The moment it landed for me was small. We were working on something, and I realized that every single time I consulted the plan, I felt a tiny knot of resistance. Not in the work itself, but in the divergence between what the plan said should happen and what was actually unfolding. Each time, the reality was better than the plan. More creative. More aligned with what people actually needed. More alive.
But I’d trained myself not to trust that. I’d trained myself to see deviation as failure.
Letting go of the map meant something psychological shifted. Instead of seeing the gap between plan and reality as a problem to fix, I started seeing it as information. The gap was the system talking. It was saying: “Hey, I’m alive and I have opinions about what works.”
What Happens When You Actually Listen
When you stop controlling outcomes and start paying attention, something unexpected happens: you get better outcomes. Not because you’re working harder, but because you’re working with the grain instead of against it.
Founders know this in their bones. You build something, release it into the world, and the market tells you things your business plan never could. The customers do things you didn’t anticipate. The product finds use cases you didn’t invent. The wise founder isn’t the one who stuck to the original plan. The wise founder is the one who listened to what the market was asking for.
Creatives know this too. You sit down to write something, and the characters have ideas about where they want to go. You’re supposed to be in control, but really you’re taking dictation from something that knows the story better than you do. The best artists I know all talk about this—about getting out of their own way, about letting the work tell them what it wants to become.
The same is true for teams. The most interesting breakthroughs I’ve seen never came from someone executing the plan. They came from someone noticing something nobody planned for and saying, “Wait, what if we went with this instead?”
The Discomfort of Not Knowing
Here’s what nobody tells you: letting go of the map is terrifying at first.
There’s real comfort in a plan. A plan says: “I’ve thought this through. I know what to do. We’re going to be fine.” A plan is a security blanket. It’s how you tell your nervous system that you’ve got this.
When you put the plan down and say, “Actually, I’m going to pay attention to what’s happening instead,” you’re signing up for uncertainty. Real, daily, no-safety-net uncertainty. Your ADHD brain, the part that already doesn’t love sitting still with ambiguity, gets very loud.

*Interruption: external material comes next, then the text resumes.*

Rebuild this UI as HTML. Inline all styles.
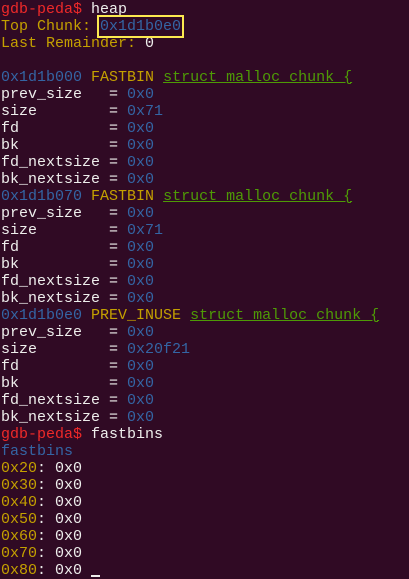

But something interesting happens after a few weeks of this. You realize that the uncertainty was always there. The plan was just a beautiful, complicated lie you told yourself about certainty. The real work is learning to make good decisions in the uncertainty, not before it.
You develop a different kind of confidence. Not the confidence of “I have a perfect plan.” But the confidence of “I can sense what’s happening and respond to it responsibly.”
The Roadmap Nobody Writes
I think about this now when people ask me about roadmaps and vision and five-year plans. I’m not anti-plan—I still use them as thinking tools. But I hold them differently. They’re sketches, not blueprints. They’re there to help you see patterns and align with others. But they’re not the territory.
The best next step is almost never the one you put on the roadmap three months ago. The best next step is usually the one that emerges when you stop talking long enough to listen to what the system is trying to tell you.
Sometimes that’s uncomfortable. Sometimes it means admitting you were wrong about what should happen. Sometimes it means letting go of something you were attached to. But every single time I’ve done it, I’ve found myself somewhere more interesting than the map would have taken me.
So here’s the question I sit with now: What if the thing that looks like a detour is actually the real path? What if the best next step is the one you didn’t put on the roadmap?
I don’t have the answer. But I’m pretty sure it’s not something I can plan my way to. It’s something I have to listen for.